Baca juga: Kisah Kadek Sukasih, "Kartini Masa Kini" Penjual Pulsa yang sukses jadi Agen BRILink di Bali
Kesempatan itulah yang ia manfaatkan untuk belajar dan lebih mengasah lagi kreativitas, agar bisa menghasilkan produk-produk kerajinan kayu yang kekinian, atau mengikuti perkembangan zaman. Berkat pembinaan dari Pemerintah Belanda selama 1 tahun, akhirnya usahanya normal kembali dan lebih berkembang.
Tantangan lain, Bu Ayu mengeluhkan terkait shipping buyer payment (sistem pembayaran dari pembeli). Saat pandemi COVID-19, masa tunggu menjadi lebih lama sekitar 60 hari dari biasanya 30 hari, sehingga ia mengalami kendala terkait modal usaha.
Terbantu BRI
Namun berkat bantuan BRI, ia lepas dari kendala modal usaha itu dan mampu melanjutkan usahanya. Saat usahanya mulai berkembang dan mendapat pesanan lebih banyak, barulah Bu Ayu mengajukan tambahan modal usaha kepada PT Bank Rakyat Indonesia (Persero) Tbk atau BRI.
"Setelah dapat order yang lebih banyak, barulah saya bekerja sama dengan BRI. Pertama kali pinjam itu tahun 2002, pinjamannya Rp300 juta," ungkap mitra BRI Gianyar itu.
Sebenarnya, ia sudah lama menjadi nasabah tabungan BRI. Hanya saja baru 2002 memberanikan diri meminjam modal usaha ke BRI.
"Berkat bantuan dari BRI, saya sangat terbantu, karena pengaruhnya ketika kita mendapat order dari buyer, kemudian paymentnya harus menunggu lama, maka dengan bantuan modal dari BRI itu sangat membantu," ujarnya.
Selain bantuan modal, ia tak luput mendapatkan pelatihan dari BRI. Materi yang didapat seperti buyer matching, cara ekspor, dan marketing online. Tidak sebatas itu, BRI turut mempertemukan para buyer dengannya, saat mengikuti UMKM Expo Tahun 2019.
Hingga kini, ia memiliki dua cabang tempat produksi kerajinan kayu. Pertama di Bali, dan cabang kedua di Jawa Timur.
Baca juga: BRILink selamatkan usaha masyarakat Bali selama Pandemi COVID-19
Pimpinan Cabang BRI Gianyar Jimmy Fajriansyah, menuturkan jika Bu Ayu merupakan salah satu debitur BRI yang lancar dalam mengangsur pinjaman, serta memiliki kondisi keuangan stabil.

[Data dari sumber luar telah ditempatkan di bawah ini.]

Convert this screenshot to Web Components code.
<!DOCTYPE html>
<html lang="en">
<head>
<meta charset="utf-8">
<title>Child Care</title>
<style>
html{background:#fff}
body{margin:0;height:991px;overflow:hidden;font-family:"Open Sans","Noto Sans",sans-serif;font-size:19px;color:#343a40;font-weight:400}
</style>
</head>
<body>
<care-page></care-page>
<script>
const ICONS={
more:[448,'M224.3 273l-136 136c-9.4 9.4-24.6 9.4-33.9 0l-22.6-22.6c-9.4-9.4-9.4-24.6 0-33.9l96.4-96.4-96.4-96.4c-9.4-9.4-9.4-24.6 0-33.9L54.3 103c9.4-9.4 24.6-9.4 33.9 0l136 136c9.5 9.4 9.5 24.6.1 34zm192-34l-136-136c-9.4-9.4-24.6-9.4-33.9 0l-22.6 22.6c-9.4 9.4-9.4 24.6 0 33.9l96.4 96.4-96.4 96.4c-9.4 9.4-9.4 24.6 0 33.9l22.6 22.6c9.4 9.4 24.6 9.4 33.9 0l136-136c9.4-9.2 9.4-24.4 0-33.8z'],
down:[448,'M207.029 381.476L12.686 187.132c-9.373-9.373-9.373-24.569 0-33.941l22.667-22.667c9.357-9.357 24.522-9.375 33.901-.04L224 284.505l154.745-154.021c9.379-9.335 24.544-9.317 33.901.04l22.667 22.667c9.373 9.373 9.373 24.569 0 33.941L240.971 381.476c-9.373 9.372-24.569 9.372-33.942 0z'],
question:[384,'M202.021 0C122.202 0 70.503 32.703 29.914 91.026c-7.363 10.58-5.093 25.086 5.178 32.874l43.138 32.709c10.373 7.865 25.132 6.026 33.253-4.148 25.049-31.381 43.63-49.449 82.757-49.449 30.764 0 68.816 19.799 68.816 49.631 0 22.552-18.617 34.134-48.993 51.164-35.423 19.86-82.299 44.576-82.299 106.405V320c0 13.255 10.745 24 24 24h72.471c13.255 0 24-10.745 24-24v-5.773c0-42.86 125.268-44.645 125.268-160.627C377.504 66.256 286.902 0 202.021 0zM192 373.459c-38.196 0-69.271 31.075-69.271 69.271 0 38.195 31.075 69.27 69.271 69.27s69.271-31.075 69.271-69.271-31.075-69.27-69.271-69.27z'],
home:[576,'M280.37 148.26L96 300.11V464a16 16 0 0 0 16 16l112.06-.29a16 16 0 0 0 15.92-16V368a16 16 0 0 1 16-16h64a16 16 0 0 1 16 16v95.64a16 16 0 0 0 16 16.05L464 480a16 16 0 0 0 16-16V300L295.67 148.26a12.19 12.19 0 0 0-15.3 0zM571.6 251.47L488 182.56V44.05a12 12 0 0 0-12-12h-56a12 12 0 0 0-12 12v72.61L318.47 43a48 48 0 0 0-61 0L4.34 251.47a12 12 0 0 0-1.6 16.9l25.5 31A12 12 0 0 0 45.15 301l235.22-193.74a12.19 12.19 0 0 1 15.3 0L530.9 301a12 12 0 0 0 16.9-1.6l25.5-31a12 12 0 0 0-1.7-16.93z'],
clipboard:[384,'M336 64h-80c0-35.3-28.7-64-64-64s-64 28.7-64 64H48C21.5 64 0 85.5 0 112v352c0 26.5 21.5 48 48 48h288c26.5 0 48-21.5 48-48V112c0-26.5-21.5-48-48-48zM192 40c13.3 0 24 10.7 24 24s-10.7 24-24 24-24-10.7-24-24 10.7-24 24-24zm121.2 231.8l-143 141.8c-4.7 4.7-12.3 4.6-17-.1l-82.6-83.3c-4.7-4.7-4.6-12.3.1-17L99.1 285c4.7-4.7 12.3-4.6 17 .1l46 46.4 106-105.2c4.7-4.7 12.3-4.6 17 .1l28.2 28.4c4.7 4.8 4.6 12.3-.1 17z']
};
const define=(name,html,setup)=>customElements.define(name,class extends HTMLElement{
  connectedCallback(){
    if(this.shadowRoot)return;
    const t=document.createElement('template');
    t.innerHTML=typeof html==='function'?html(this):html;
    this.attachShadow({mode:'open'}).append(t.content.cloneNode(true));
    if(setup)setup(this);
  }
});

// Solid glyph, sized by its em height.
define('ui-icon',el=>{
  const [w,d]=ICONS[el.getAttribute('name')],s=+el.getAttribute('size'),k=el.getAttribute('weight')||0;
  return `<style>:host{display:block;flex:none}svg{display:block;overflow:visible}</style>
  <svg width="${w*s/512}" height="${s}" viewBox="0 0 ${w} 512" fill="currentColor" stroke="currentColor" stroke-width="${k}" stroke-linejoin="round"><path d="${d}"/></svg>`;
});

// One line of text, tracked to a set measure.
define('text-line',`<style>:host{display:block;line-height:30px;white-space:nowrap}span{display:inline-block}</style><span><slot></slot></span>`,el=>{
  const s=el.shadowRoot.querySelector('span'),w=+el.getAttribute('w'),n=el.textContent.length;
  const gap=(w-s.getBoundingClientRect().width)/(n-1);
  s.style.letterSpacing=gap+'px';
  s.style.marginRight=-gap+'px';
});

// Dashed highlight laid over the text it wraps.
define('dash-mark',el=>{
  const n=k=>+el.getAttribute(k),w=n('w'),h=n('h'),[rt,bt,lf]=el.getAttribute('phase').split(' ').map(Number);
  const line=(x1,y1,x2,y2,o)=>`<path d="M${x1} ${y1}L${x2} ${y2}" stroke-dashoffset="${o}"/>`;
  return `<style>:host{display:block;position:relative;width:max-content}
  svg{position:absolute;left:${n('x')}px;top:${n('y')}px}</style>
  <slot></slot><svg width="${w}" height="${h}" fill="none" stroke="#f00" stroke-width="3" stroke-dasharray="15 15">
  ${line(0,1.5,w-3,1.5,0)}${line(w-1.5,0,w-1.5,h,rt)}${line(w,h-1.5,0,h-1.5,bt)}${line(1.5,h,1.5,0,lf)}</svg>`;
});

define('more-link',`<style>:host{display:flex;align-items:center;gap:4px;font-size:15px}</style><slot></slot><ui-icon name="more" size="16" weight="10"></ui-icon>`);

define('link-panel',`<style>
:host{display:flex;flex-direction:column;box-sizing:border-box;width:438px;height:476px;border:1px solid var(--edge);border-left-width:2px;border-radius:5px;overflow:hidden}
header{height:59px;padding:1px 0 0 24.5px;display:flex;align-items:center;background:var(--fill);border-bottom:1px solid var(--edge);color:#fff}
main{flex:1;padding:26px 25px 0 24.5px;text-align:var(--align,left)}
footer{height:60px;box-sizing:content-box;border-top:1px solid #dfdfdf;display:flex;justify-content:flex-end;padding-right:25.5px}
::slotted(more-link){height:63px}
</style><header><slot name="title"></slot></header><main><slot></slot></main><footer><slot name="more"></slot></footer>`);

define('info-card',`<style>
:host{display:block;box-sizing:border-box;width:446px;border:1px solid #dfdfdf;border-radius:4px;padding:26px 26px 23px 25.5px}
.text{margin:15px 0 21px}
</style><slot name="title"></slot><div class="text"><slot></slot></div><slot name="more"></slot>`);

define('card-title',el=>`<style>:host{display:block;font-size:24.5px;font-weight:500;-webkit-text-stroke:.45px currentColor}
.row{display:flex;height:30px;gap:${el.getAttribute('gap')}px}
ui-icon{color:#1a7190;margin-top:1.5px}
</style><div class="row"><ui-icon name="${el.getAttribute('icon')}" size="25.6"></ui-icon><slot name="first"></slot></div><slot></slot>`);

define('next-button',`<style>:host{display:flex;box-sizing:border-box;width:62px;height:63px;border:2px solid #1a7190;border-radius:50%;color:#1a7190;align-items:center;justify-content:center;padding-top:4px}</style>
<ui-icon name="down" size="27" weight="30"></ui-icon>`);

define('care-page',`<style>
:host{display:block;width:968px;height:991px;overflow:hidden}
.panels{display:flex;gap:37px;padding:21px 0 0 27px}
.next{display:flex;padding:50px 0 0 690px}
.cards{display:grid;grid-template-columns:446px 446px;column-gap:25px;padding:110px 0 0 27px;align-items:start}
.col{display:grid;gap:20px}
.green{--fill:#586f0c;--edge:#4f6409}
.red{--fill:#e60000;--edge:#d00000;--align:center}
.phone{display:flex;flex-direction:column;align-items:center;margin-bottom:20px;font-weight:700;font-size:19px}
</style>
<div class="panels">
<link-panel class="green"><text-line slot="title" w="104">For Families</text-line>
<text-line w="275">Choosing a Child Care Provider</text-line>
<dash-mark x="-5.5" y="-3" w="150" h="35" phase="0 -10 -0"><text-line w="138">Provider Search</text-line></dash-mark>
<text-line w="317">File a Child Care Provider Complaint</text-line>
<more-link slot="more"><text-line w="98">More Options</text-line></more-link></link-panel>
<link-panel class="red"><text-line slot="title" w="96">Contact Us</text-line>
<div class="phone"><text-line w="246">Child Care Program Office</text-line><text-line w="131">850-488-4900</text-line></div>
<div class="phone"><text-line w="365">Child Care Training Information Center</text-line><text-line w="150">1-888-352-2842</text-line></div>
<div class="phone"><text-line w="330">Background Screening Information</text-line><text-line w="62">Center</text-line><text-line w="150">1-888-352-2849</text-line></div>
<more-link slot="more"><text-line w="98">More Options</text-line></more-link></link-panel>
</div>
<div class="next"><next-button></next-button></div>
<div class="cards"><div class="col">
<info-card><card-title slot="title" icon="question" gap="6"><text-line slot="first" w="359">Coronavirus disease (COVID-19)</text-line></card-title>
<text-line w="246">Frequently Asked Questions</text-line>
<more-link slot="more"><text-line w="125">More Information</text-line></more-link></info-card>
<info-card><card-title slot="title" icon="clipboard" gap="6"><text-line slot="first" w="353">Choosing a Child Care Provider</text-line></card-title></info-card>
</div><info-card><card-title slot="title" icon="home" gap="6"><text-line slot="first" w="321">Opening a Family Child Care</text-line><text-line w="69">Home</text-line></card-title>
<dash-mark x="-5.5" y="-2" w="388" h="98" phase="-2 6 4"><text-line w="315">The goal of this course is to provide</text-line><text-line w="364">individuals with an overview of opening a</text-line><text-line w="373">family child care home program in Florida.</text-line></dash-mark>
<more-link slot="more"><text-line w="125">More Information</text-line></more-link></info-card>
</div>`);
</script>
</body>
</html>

Selain itu, usahanya termasuk UMKM yang mampu bertahan di masa pandemi COVID-19.
"Bu Ayu ini salah satu nasabah kami yang sudah lama. Beliau itu menjadi mitra kami sudah 20 tahun sejak pinjamannya kecil sampai sekarang sudah meningkat terus. Di masa pandemi ini beliau masih bisa bertahan dan menjalankan usahanya, kreativitas dan semangatnya Bu Ayu sungguh luar biasa," ujar Jimmy.